--- Start ---
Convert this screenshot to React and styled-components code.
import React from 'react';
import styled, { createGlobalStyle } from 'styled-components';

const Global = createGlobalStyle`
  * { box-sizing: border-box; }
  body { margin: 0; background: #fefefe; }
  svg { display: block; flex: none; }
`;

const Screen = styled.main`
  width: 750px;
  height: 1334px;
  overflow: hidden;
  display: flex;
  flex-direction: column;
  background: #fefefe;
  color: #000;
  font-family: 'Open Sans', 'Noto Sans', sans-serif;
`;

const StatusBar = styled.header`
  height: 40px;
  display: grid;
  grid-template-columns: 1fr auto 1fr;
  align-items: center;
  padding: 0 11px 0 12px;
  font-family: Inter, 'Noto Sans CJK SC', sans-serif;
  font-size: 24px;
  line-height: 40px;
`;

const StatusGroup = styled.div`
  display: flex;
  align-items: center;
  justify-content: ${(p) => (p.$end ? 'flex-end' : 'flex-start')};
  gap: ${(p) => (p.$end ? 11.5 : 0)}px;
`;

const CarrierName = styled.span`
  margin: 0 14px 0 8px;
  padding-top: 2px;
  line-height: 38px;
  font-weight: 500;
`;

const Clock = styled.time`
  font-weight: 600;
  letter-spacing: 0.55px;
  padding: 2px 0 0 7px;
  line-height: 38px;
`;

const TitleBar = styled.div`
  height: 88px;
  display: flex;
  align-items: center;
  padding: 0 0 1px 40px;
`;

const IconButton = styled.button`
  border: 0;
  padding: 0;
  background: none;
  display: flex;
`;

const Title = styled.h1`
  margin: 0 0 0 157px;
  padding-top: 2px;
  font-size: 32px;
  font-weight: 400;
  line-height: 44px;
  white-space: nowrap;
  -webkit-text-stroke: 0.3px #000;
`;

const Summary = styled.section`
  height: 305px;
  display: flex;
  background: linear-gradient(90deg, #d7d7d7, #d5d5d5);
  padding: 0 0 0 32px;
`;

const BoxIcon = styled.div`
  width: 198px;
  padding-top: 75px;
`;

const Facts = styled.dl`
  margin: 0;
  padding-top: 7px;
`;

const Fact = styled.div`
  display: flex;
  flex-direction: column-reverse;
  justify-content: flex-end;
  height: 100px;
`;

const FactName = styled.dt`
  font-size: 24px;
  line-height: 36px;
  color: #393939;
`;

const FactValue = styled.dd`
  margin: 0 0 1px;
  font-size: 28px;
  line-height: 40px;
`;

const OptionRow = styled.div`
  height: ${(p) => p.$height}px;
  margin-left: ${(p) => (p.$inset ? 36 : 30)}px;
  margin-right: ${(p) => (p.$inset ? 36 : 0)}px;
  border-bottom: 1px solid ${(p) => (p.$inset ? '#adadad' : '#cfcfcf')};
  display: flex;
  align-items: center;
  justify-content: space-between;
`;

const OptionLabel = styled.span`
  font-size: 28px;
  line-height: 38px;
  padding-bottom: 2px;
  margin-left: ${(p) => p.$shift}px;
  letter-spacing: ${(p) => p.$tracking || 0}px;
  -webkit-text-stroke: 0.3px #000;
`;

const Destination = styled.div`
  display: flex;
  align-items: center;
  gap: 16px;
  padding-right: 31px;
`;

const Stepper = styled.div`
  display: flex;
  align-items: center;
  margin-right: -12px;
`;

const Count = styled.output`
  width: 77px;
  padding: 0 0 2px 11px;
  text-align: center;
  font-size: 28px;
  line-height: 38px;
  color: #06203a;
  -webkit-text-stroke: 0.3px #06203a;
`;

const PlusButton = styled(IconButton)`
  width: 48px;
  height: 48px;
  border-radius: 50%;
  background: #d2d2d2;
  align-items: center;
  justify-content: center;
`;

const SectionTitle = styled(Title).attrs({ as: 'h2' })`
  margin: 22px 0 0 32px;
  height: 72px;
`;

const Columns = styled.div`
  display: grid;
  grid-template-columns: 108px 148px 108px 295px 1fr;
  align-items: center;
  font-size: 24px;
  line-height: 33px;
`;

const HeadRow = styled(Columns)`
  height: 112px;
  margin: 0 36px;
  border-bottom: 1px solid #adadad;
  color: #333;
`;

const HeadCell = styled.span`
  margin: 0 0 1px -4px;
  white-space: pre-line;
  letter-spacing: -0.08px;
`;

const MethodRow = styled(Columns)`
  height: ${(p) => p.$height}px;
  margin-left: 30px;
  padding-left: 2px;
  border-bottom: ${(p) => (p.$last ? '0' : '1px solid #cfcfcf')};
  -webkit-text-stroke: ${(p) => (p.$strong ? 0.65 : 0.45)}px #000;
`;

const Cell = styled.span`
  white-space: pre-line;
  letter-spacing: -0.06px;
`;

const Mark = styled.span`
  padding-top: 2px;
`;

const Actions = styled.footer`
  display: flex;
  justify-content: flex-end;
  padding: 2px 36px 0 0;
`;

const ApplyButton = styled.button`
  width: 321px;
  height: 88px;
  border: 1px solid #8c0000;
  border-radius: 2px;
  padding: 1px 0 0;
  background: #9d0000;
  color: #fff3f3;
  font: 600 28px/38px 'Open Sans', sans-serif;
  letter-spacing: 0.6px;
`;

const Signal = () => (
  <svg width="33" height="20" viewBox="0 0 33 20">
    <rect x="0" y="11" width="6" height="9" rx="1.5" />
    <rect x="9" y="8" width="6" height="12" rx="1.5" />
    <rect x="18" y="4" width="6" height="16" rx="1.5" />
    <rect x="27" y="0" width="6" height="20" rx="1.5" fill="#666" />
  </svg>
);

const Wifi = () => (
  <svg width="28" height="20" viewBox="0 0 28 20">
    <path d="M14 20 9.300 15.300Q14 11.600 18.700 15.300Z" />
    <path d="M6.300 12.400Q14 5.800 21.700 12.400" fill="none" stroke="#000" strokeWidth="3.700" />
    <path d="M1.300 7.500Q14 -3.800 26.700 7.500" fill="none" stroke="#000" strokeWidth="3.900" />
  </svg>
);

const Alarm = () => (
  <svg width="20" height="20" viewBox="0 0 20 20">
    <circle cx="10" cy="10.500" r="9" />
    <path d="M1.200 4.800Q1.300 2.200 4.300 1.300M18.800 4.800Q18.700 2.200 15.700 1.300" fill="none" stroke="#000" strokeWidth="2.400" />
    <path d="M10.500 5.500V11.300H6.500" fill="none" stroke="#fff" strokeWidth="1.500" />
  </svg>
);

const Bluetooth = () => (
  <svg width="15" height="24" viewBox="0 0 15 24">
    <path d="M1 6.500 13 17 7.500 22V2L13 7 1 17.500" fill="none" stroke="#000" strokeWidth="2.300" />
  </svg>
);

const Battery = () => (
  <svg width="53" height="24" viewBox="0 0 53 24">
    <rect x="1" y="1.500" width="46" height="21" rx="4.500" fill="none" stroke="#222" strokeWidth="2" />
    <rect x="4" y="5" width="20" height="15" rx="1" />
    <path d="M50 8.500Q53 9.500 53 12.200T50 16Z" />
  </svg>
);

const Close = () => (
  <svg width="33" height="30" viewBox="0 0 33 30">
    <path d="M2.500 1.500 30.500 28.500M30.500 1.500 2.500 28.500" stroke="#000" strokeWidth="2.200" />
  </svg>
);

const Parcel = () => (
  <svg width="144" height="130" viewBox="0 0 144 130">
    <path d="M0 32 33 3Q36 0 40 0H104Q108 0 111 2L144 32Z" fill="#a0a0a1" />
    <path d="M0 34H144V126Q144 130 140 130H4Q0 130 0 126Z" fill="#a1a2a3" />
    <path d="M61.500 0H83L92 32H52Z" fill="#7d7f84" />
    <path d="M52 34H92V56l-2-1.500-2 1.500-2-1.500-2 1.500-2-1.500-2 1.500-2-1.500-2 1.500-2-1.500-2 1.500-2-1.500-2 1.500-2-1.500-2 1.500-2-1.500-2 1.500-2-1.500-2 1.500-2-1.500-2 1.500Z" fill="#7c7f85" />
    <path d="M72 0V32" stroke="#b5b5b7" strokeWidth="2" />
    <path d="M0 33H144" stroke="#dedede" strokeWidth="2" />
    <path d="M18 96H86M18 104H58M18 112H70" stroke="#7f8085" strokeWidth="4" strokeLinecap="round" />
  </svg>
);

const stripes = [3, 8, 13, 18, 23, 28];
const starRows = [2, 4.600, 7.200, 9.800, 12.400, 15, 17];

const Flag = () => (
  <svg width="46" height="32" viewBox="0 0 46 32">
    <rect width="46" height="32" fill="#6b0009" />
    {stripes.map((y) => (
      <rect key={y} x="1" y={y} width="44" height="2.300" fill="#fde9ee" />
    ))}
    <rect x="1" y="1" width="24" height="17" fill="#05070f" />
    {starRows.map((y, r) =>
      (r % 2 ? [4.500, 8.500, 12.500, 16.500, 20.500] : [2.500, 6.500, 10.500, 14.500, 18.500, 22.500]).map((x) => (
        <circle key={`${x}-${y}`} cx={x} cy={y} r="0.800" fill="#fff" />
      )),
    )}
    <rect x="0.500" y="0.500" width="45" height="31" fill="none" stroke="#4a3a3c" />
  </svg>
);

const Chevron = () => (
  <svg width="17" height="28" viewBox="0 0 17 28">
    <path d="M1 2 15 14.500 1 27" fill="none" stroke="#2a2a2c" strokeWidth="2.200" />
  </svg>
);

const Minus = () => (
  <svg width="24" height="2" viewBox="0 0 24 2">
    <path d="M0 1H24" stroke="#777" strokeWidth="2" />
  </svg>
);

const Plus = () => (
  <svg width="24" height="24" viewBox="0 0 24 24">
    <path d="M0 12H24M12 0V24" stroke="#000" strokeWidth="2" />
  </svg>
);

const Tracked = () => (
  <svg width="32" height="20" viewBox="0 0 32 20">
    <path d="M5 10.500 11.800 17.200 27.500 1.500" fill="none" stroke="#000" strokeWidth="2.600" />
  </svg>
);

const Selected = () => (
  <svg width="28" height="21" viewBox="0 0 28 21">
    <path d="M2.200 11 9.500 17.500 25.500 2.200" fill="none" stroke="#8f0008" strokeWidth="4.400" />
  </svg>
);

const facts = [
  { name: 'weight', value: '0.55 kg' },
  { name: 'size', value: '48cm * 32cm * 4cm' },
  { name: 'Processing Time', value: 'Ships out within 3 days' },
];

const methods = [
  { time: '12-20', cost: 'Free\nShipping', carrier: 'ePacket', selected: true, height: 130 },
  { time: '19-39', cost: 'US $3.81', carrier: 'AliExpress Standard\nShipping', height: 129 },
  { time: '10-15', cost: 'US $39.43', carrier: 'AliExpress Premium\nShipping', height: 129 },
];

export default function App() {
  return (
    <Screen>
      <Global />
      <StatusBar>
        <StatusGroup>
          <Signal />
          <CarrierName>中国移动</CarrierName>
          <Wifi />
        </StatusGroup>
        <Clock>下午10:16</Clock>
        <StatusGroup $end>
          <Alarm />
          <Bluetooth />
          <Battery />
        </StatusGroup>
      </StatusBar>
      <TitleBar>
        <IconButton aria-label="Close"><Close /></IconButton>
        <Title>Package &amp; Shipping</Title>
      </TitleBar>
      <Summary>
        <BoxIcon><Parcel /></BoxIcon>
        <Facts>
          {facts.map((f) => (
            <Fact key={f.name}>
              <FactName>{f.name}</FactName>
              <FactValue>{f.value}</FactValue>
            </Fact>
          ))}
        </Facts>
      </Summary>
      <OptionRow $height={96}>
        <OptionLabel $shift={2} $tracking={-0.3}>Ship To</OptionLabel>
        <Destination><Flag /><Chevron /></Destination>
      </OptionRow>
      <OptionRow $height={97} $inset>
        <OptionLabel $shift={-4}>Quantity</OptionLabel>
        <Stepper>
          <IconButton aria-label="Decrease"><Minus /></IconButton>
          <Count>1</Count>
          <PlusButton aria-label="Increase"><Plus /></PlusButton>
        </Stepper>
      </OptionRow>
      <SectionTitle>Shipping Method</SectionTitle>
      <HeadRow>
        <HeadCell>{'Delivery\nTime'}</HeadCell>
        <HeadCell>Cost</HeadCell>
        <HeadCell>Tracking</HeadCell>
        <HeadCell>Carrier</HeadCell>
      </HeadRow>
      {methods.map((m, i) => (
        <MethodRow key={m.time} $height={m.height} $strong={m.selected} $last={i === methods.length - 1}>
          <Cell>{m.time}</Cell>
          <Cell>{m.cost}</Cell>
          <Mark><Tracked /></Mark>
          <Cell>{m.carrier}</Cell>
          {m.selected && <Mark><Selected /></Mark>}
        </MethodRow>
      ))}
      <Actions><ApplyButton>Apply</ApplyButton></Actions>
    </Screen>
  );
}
--- End ---
◆ Task details ◆
Every line of the listing that holds "components" should be found and copied.

◆ Complete answer ◆
Convert this screenshot to React and styled-components code.
import styled, { createGlobalStyle } from 'styled-components';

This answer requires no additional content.